Female workers aged over 50 are twice as likely as their male counterparts to be unpaid carers, a study by the Office of National Statistics (ONS) shows.
The research found that almost one in four (24%) older female workers care for a loved one, compared with just over one in eight (13%) of older male workers.
Nearly three in five carers in England and Wales are aged 50 years and over, and one in five people aged 50 to 69 years are informal carers – the most common age group for having caring responsibilities.
ONS used data from the English Longitudinal Study of Ageing to highlight how working and caring responsibilities are being taken on by older people.
It found men who care are less likely to work than men who do not provide care, while women are equally likely to be in work whether caring or not.
However, almost two-thirds (62%) of older women in employment work part-time, compared with less than one-quarter (24%) of older men, which may explain why men are less likely to work if they are carers.
There is also a difference in the people who men and women are providing care for, with men aged 52 to 69 more likely than their female counterparts to care for a spouse or child, while women are more likely to care for a parent or grandchild.
Women are also more likely to juggle multiple caring roles. Almost one-third (29%) of female carers provide care for multiple types of people, which may include people outside their close family, compared with one in five men.
Responding to the report, Catherine Foot, director of Evidence at the Centre for Ageing Better, said the figures reinforce how many people approaching later life must balance work with caring unpaid for partners and older relatives.
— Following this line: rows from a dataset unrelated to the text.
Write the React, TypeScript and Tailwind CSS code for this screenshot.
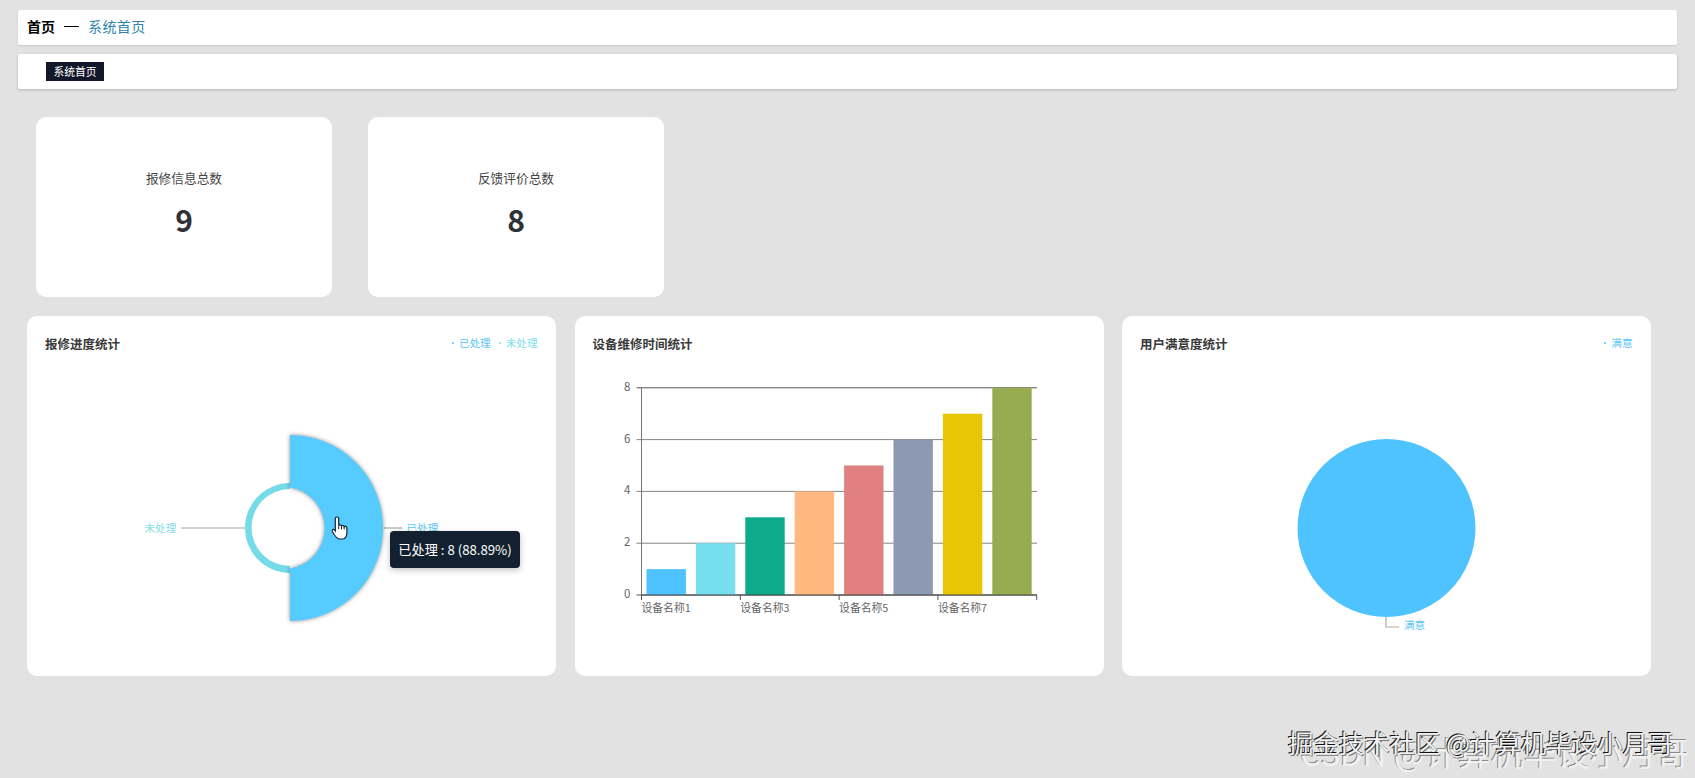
import React from 'react';

const bars = [
  { value: 1, color: '#4fc3ff' },
  { value: 2, color: '#76deee' },
  { value: 3, color: '#0dab8b' },
  { value: 4, color: '#ffb980' },
  { value: 5, color: '#e08080' },
  { value: 6, color: '#8d98b3' },
  { value: 7, color: '#e6c605' },
  { value: 8, color: '#97ac50' },
];

const AXIS_X = 641;
const AXIS_BOTTOM = 594;
const STEP_X = 49.4;
const STEP_Y = 25.9;

const StatCard: React.FC<{ label: string; value: number }> = ({ label, value }) => (
  <div className="w-[296px] h-[180px] bg-white rounded-[10px] flex flex-col items-center">
    <div className="mt-[51px] h-5 leading-5 text-[12.7px] text-[#444]">{label}</div>
    <div className="mt-[11px] h-[40px] leading-[40px] text-[30px] font-bold text-[#2f3136]">{value}</div>
  </div>
);

const Legend: React.FC<{ items: { name: string; color: string }[] }> = ({ items }) => (
  <div className="flex gap-[8px] -mt-[2px]">
    {items.map((it) => (
      <div key={it.name} className="flex items-center gap-[5px] text-[10.6px] leading-4" style={{ color: it.color }}>
        <span className="w-[2px] h-[2px] rounded-full" style={{ background: it.color }} />
        {it.name}
      </div>
    ))}
  </div>
);

const ChartCard: React.FC<{ title: string; legend?: { name: string; color: string }[]; children: React.ReactNode }> = ({ title, legend, children }) => (
  <div className="relative w-[529px] h-[360px] bg-white rounded-[10px]">
    <div className="flex items-center justify-between h-[24px] pt-[16px] pl-[18px] pr-[18.5px] box-content">
      <span className="text-[12.5px] font-semibold text-[#3a3a3a]">{title}</span>
      {legend && <Legend items={legend} />}
    </div>
    {children}
  </div>
);

const HandCursor = () => (
  <svg x="331.5" y="515" width="18" height="24" viewBox="0 0 18 24">
    <path
      d="M5.5 1C6.5 1 7.2 1.8 7.2 2.8V9.5C7.6 8.5 9.8 8.6 10 10C10.4 9.2 12.5 9.3 12.7 10.8C13.2 10 15.2 10.2 15.4 11.8V17C15.4 20 13.6 23 11.5 23H8C6 23 4.5 21 3 19L.8 15.5C0 14 1.8 12.8 3 14L3.8 15V2.8C3.8 1.8 4.5 1 5.5 1Z"
      fill="#fff"
      stroke="#14202c"
      strokeWidth="1.2"
    />
    <path d="M7.2 9.5V13M10 10V13.5M12.7 10.8V13.5" fill="none" stroke="#14202c" strokeWidth="1" />
  </svg>
);

const App: React.FC = () => {
  return (
    <div className="relative w-full h-[778px] overflow-hidden bg-[#e2e2e2] pt-[10px] font-['Noto_Sans_CJK_SC',sans-serif]">
      {/* breadcrumb */}
      <div className="mx-[18px] h-[35px] bg-white rounded-[2px] shadow-[0_1px_2px_rgba(0,0,0,0.12)] flex items-center pl-[9px] pb-[2px] text-[14px]">
        <span className="font-bold text-black">首页</span>
        <span className="ml-[9px] w-[15px] h-px bg-black" />
        <span className="ml-[9px] text-[#2f84b0] tracking-[0.4px]">系统首页</span>
      </div>

      {/* tabs */}
      <div className="mx-[18px] mt-[9px] h-[35px] bg-white rounded-[2px] shadow-[0_1px_3px_rgba(0,0,0,0.2)] pl-[28px] pt-[8px]">
        <div className="w-[58px] h-[19px] bg-[#14162a] text-white text-[10.8px] leading-[19px] text-center">系统首页</div>
      </div>

      {/* totals */}
      <div className="flex gap-[36px] ml-[36px] mt-[28px]">
        <StatCard label="报修信息总数" value={9} />
        <StatCard label="反馈评价总数" value={8} />
      </div>

      {/* charts */}
      <div className="flex gap-[18.5px] ml-[27px] mt-[19px]">
        <ChartCard
          title="报修进度统计"
          legend={[
            { name: '已处理', color: '#5cc6f5' },
            { name: '未处理', color: '#7fdde9' },
          ]}
        >
          <svg className="block w-[529px] h-[320px]" viewBox="27 355 529 320" fontSize="10.6">
            <line x1="181" y1="527" x2="245" y2="527" stroke="#a8a8a8" strokeWidth="1.2" />
            <line x1="384" y1="527" x2="402" y2="527" stroke="#a8a8a8" strokeWidth="1.2" />
            <text x="144.5" y="530.5" fill="#7fdde9">未处理</text>
            <text x="406.5" y="530.5" fill="#5cc6f5">已处理</text>
            <path d="M290 482A45 45 0 0 0 290 572V565A38.5 38.5 0 0 1 290 488Z" fill="#76dbe8" />
            <path
              d="M290 434A93 93 0 0 1 290 620V567.5A41 41 0 0 0 290 486.5Z"
              fill="#55cbff"
              className="drop-shadow-[0_0_2px_rgba(0,0,0,0.45)]"
            />
            <HandCursor />
          </svg>
          <div className="absolute left-[363px] top-[215px] w-[130px] h-[37px] rounded-[4px] bg-[#12202f] text-white text-[13.2px] leading-[37px] text-center shadow-[0_2px_6px_rgba(0,0,0,0.25)]">
            已处理 : 8 (88.89%)
          </div>
        </ChartCard>

        <ChartCard title="设备维修时间统计">
          <svg className="block w-[529px] h-[320px]" viewBox="574.5 355 529 320" fontSize="10.8" fill="#666">
            {[0, 2, 4, 6, 8].map((v) => {
              const y = AXIS_BOTTOM - v * STEP_Y;
              return (
                <g key={v}>
                  <line x1={AXIS_X - 5} y1={y} x2={1036.5} y2={y} stroke={v === 8 || v === 0 ? '#555' : '#858585'} strokeWidth="1" />
                  <text x="630" y={y + 3} textAnchor="end" fontSize="11.5">{v}</text>
                </g>
              );
            })}
            <line x1={AXIS_X} y1="387" x2={AXIS_X} y2="599" stroke="#777" strokeWidth="1" />
            {bars.map((b, i) => (
              <rect
                key={b.color}
                x={AXIS_X + 5 + STEP_X * i}
                y={AXIS_BOTTOM - b.value * STEP_Y}
                width="39.4"
                height={b.value * STEP_Y}
                fill={b.color}
              />
            ))}
            <line x1={AXIS_X} y1={AXIS_BOTTOM} x2={1036.5} y2={AXIS_BOTTOM} stroke="#444" strokeWidth="1" />
            {[0, 2, 4, 6, 8].map((n) => (
              <line key={n} x1={AXIS_X + STEP_X * n} y1={AXIS_BOTTOM} x2={AXIS_X + STEP_X * n} y2="599" stroke="#555" strokeWidth="1" />
            ))}
            {[1, 3, 5, 7].map((n) => (
              <text key={n} x={AXIS_X + STEP_X * (n - 1)} y="611">{`设备名称${n}`}</text>
            ))}
          </svg>
        </ChartCard>

        <ChartCard title="用户满意度统计" legend={[{ name: '满意', color: '#5cc6f5' }]}>
          <svg className="block w-[529px] h-[320px]" viewBox="1122 355 529 320" fontSize="10.6">
            <circle cx="1386.5" cy="527" r="89" fill="#4fc3ff" />
            <path d="M1386 616V626H1399" fill="none" stroke="#aaa" strokeWidth="1.2" />
            <text x="1404" y="628" fill="#5cc6f5">满意</text>
          </svg>
        </ChartCard>
      </div>

      {/* watermarks */}
      <div className="absolute left-[1300px] top-[730px] whitespace-nowrap text-[33px] leading-[44px] text-[#f0f0f0] [text-shadow:-1px_-1px_0_#8c8c8c]">
        CSDN @计算机毕设小月哥
      </div>
      <div className="absolute left-[1288px] top-[725px] whitespace-nowrap text-[25.4px] leading-[34px] text-[#f2f2f2] [text-shadow:-1px_-1px_0_#111,1px_1px_0_#777]">
        掘金技术社区 @计算机毕设小月哥
      </div>
    </div>
  );
};

export default App;
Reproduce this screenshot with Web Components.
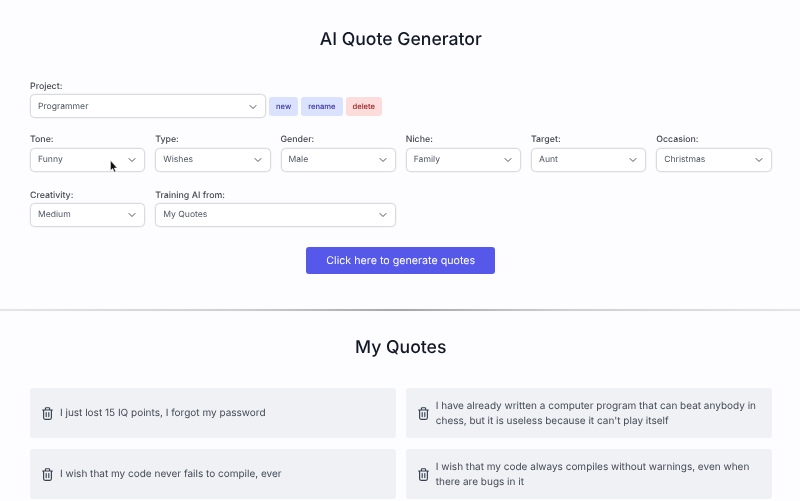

“Caring for a parent is now the most prevalent type of caring and, with people living longer, it is likely to become more common in future. More and more people will face the difficult reality of managing the everyday pressures of life while at the same time caring for a loved one,” she said.
“Caring responsibilities can significantly impact people’s ability to keep working. By the year people reach State Pension Age, nearly half of all people have already stopped working, and caring is a major contributor to this. We need to make flexible working the default option for everyone, legislate to introduce flexible, paid carers’ leave, and give carers a Right to Return to the same job.”
The report comes less than a week after Age UK announced that women are bearing the brunt of the government’s inaction on social care, with ‘sandwich carers’ among the worst hit.